Find the lines holding the string "that" in the data, then copy all of them.
START Available data
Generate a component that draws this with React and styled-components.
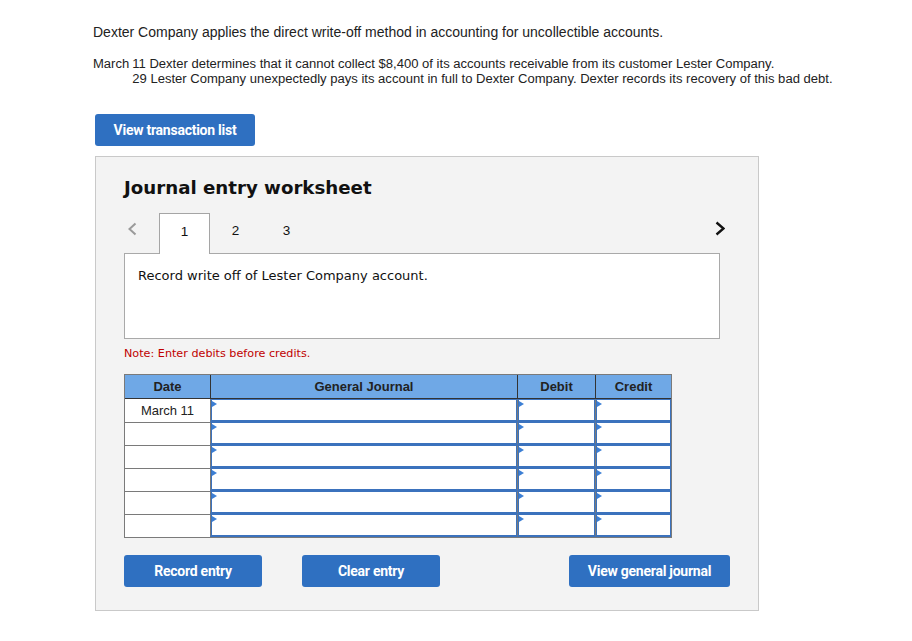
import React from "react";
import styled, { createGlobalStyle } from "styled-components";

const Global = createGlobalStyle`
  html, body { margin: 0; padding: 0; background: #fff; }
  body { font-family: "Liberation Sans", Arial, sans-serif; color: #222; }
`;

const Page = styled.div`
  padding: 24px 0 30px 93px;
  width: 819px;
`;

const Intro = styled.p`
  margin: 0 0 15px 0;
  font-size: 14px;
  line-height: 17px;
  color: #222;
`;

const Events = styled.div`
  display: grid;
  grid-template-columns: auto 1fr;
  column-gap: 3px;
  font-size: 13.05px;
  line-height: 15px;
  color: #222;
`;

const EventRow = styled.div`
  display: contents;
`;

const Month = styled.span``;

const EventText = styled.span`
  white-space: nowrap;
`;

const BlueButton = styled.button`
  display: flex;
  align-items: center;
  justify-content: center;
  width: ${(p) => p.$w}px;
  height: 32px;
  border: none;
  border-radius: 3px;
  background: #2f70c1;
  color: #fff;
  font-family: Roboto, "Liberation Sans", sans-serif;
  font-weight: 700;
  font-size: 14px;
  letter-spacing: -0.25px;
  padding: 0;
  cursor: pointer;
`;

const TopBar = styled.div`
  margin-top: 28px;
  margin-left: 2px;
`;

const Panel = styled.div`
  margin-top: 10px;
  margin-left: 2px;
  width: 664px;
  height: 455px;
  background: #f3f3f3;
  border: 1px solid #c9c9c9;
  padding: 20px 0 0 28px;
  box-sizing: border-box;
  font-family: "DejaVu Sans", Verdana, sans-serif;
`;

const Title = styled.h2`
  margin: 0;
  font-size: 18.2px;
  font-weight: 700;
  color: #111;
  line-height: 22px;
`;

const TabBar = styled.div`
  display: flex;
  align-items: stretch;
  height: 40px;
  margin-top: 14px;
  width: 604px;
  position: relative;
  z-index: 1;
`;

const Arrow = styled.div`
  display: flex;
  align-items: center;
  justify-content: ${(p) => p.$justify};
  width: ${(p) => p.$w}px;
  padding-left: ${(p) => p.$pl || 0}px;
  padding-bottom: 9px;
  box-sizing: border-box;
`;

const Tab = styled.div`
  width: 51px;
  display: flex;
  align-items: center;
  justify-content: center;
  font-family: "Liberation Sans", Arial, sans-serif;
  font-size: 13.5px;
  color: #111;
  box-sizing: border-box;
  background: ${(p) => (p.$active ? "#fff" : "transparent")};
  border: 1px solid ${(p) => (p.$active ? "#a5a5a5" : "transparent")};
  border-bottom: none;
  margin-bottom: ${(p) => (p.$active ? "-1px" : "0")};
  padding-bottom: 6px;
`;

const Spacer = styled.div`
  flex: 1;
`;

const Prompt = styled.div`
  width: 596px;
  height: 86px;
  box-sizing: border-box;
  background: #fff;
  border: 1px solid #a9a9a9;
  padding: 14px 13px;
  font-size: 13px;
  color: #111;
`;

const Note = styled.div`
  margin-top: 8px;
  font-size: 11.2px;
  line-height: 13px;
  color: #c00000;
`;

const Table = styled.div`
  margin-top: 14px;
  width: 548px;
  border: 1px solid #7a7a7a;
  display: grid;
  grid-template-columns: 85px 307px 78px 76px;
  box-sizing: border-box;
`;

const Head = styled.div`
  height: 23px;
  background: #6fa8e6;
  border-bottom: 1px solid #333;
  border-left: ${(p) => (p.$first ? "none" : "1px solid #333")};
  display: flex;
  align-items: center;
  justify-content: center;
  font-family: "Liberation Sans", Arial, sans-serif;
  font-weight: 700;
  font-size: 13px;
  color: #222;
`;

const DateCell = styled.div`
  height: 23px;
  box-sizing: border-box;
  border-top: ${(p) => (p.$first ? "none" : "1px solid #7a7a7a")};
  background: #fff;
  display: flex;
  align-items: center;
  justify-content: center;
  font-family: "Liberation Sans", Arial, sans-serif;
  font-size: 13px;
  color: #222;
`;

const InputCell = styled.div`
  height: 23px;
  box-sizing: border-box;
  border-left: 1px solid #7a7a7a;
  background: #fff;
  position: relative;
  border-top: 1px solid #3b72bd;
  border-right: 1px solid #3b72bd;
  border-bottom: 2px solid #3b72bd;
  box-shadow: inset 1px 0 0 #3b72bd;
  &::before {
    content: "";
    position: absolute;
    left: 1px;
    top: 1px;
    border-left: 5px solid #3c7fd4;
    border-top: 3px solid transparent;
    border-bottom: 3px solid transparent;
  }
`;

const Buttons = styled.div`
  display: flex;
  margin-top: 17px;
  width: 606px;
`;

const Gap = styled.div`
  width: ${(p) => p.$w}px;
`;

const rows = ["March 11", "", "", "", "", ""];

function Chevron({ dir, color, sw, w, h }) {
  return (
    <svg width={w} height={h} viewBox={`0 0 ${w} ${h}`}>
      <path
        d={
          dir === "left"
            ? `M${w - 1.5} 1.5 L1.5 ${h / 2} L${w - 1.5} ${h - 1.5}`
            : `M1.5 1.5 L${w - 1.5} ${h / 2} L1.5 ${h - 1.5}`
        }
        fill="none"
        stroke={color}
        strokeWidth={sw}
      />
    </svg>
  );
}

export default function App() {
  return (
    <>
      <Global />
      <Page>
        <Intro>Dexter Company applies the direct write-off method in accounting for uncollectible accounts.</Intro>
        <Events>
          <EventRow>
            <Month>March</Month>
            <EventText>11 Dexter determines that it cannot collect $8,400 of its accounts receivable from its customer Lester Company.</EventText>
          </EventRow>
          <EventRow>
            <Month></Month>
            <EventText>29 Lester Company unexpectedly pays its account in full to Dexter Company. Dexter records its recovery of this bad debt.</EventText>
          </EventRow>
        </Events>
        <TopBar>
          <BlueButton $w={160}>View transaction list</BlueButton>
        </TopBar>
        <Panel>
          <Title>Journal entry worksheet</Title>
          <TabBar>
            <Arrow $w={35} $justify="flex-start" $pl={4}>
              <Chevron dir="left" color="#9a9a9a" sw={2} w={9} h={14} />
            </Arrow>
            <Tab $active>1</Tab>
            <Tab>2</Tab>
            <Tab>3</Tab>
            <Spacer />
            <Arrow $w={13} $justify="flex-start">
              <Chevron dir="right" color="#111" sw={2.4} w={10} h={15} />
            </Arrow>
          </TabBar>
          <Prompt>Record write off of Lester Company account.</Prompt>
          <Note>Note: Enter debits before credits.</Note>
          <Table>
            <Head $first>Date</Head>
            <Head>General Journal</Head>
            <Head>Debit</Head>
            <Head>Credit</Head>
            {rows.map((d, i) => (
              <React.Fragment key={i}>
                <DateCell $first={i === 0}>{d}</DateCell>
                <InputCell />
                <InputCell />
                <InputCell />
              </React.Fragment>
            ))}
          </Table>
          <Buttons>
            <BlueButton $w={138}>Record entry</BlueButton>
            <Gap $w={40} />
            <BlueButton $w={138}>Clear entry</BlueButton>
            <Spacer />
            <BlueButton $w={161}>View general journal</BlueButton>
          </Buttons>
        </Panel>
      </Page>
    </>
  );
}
END Available data
### Written response
Generate a component that draws this with React and styled-components.
            <EventText>11 Dexter determines that it cannot collect $8,400 of its accounts receivable from its customer Lester Company.</EventText>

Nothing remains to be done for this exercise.